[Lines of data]

──────

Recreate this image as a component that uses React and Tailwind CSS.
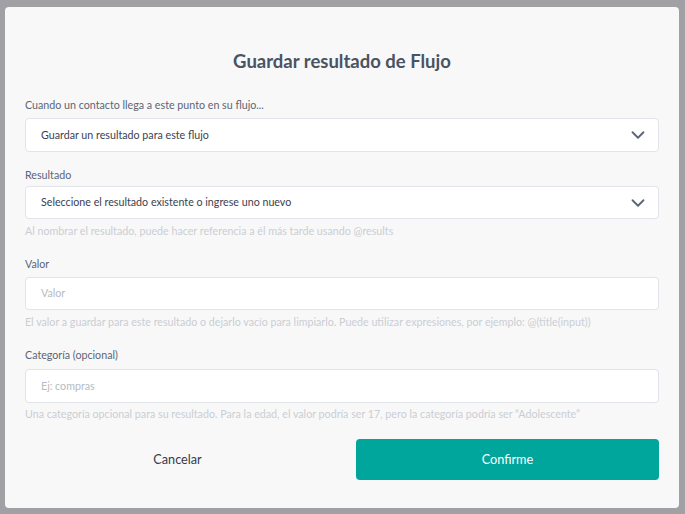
import { ChevronDown } from "lucide-react";

const fields = [
  {
    label: "Cuando un contacto llega a este punto en su flujo...",
    value: "Guardar un resultado para este flujo",
    select: true,
    gap: "mt-[25px]",
    inGap: "mt-[6px]",
    h: "h-[34px]",
  },
  {
    label: "Resultado",
    value: "Seleccione el resultado existente o ingrese uno nuevo",
    select: true,
    help: "Al nombrar el resultado, puede hacer referencia a él más tarde usando @results",
    gap: "mt-[16px]",
    inGap: "mt-[4px]",
    h: "h-[33px]",
    helpGap: "mt-[5px]",
  },
  {
    label: "Valor",
    placeholder: "Valor",
    help: "El valor a guardar para este resultado o dejarlo vacío para limpiarlo. Puede utilizar expresiones, por ejemplo: @(title(input))",
    gap: "mt-[19px]",
    inGap: "mt-[6px]",
    h: "h-[33px]",
    helpGap: "mt-[5px]",
  },
  {
    label: "Categoría (opcional)",
    placeholder: "Ej: compras",
    help: "Una categoría opcional para su resultado. Para la edad, el valor podría ser 17, pero la categoría podría ser “Adolescente”",
    gap: "mt-[19px]",
    inGap: "mt-[7px]",
    h: "h-[34px]",
    helpGap: "mt-[4px]",
  },
];

function Field({ label, value, placeholder, select, help, gap, inGap, h, helpGap }) {
  return (
    <div className={`flex flex-col ${gap}`}>
      <label className="text-[10.7px] leading-[14px] text-[#5b6575]">{label}</label>
      <div
        className={`${inGap} ${h} bg-white border border-[#e1e4ea] rounded-[4px] flex items-center justify-between pl-[15px] pr-[9px]`}
      >
        {value ? (
          <span className="text-[10.7px] text-[#3a4250]">{value}</span>
        ) : (
          <span className="text-[10.7px] text-[#b6bbc3]">{placeholder}</span>
        )}
        {select && <ChevronDown size={22} strokeWidth={2} className="text-[#5c6478]" />}
      </div>
      {help && (
        <p className={`${helpGap} text-[10.7px] leading-[14px] text-[#caced4]`}>{help}</p>
      )}
    </div>
  );
}

export default function App() {
  return (
    <div
      className="w-[685px] h-[514px] bg-[#a1a1a5] pt-[7px] pl-[5px]"
      style={{ fontFamily: "Lato, 'Open Sans', sans-serif" }}
    >
      <div className="w-[674px] h-[501px] bg-[#f8f8f8] rounded-[4px] px-5 pt-[42px] flex flex-col">
        <h1 className="text-[18.5px] leading-6 font-bold text-center text-[#4a5363]">
          Guardar resultado de Flujo
        </h1>

        {fields.map((f) => (
          <Field key={f.label} {...f} />
        ))}

        <div className="mt-[18px] flex gap-[26px]">
          <button className="w-[305px] h-[41px] text-[12.7px] text-[#333c48]">Cancelar</button>
          <button className="flex-1 h-[41px] rounded-[4px] bg-[#00a59c] text-white text-[12.7px]">
            Confirme
          </button>
        </div>
      </div>
    </div>
  );
}
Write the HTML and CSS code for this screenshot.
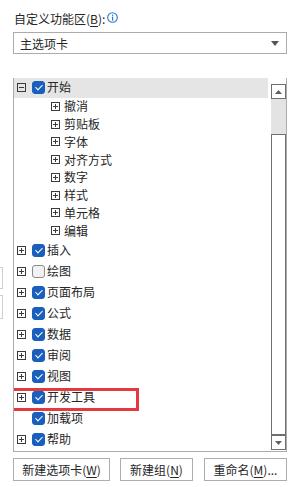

──────

**What is needed**. Output the full set of records above without changing a word, and drop the images.

**Answer to the problem**.
Recreate this image as a component that uses React and Tailwind CSS.
import { ChevronDown } from "lucide-react";

const fields = [
  {
    label: "Cuando un contacto llega a este punto en su flujo...",
    value: "Guardar un resultado para este flujo",
    select: true,
    gap: "mt-[25px]",
    inGap: "mt-[6px]",
    h: "h-[34px]",
  },
  {
    label: "Resultado",
    value: "Seleccione el resultado existente o ingrese uno nuevo",
    select: true,
    help: "Al nombrar el resultado, puede hacer referencia a él más tarde usando @results",
    gap: "mt-[16px]",
    inGap: "mt-[4px]",
    h: "h-[33px]",
    helpGap: "mt-[5px]",
  },
  {
    label: "Valor",
    placeholder: "Valor",
    help: "El valor a guardar para este resultado o dejarlo vacío para limpiarlo. Puede utilizar expresiones, por ejemplo: @(title(input))",
    gap: "mt-[19px]",
    inGap: "mt-[6px]",
    h: "h-[33px]",
    helpGap: "mt-[5px]",
  },
  {
    label: "Categoría (opcional)",
    placeholder: "Ej: compras",
    help: "Una categoría opcional para su resultado. Para la edad, el valor podría ser 17, pero la categoría podría ser “Adolescente”",
    gap: "mt-[19px]",
    inGap: "mt-[7px]",
    h: "h-[34px]",
    helpGap: "mt-[4px]",
  },
];

function Field({ label, value, placeholder, select, help, gap, inGap, h, helpGap }) {
  return (
    <div className={`flex flex-col ${gap}`}>
      <label className="text-[10.7px] leading-[14px] text-[#5b6575]">{label}</label>
      <div
        className={`${inGap} ${h} bg-white border border-[#e1e4ea] rounded-[4px] flex items-center justify-between pl-[15px] pr-[9px]`}
      >
        {value ? (
          <span className="text-[10.7px] text-[#3a4250]">{value}</span>
        ) : (
          <span className="text-[10.7px] text-[#b6bbc3]">{placeholder}</span>
        )}
        {select && <ChevronDown size={22} strokeWidth={2} className="text-[#5c6478]" />}
      </div>
      {help && (
        <p className={`${helpGap} text-[10.7px] leading-[14px] text-[#caced4]`}>{help}</p>
      )}
    </div>
  );
}

export default function App() {
  return (
    <div
      className="w-[685px] h-[514px] bg-[#a1a1a5] pt-[7px] pl-[5px]"
      style={{ fontFamily: "Lato, 'Open Sans', sans-serif" }}
    >
      <div className="w-[674px] h-[501px] bg-[#f8f8f8] rounded-[4px] px-5 pt-[42px] flex flex-col">
        <h1 className="text-[18.5px] leading-6 font-bold text-center text-[#4a5363]">
          Guardar resultado de Flujo
        </h1>

        {fields.map((f) => (
          <Field key={f.label} {...f} />
        ))}

        <div className="mt-[18px] flex gap-[26px]">
          <button className="w-[305px] h-[41px] text-[12.7px] text-[#333c48]">Cancelar</button>
          <button className="flex-1 h-[41px] rounded-[4px] bg-[#00a59c] text-white text-[12.7px]">
            Confirme
          </button>
        </div>
      </div>
    </div>
  );
}
Write the HTML and CSS code for this screenshot.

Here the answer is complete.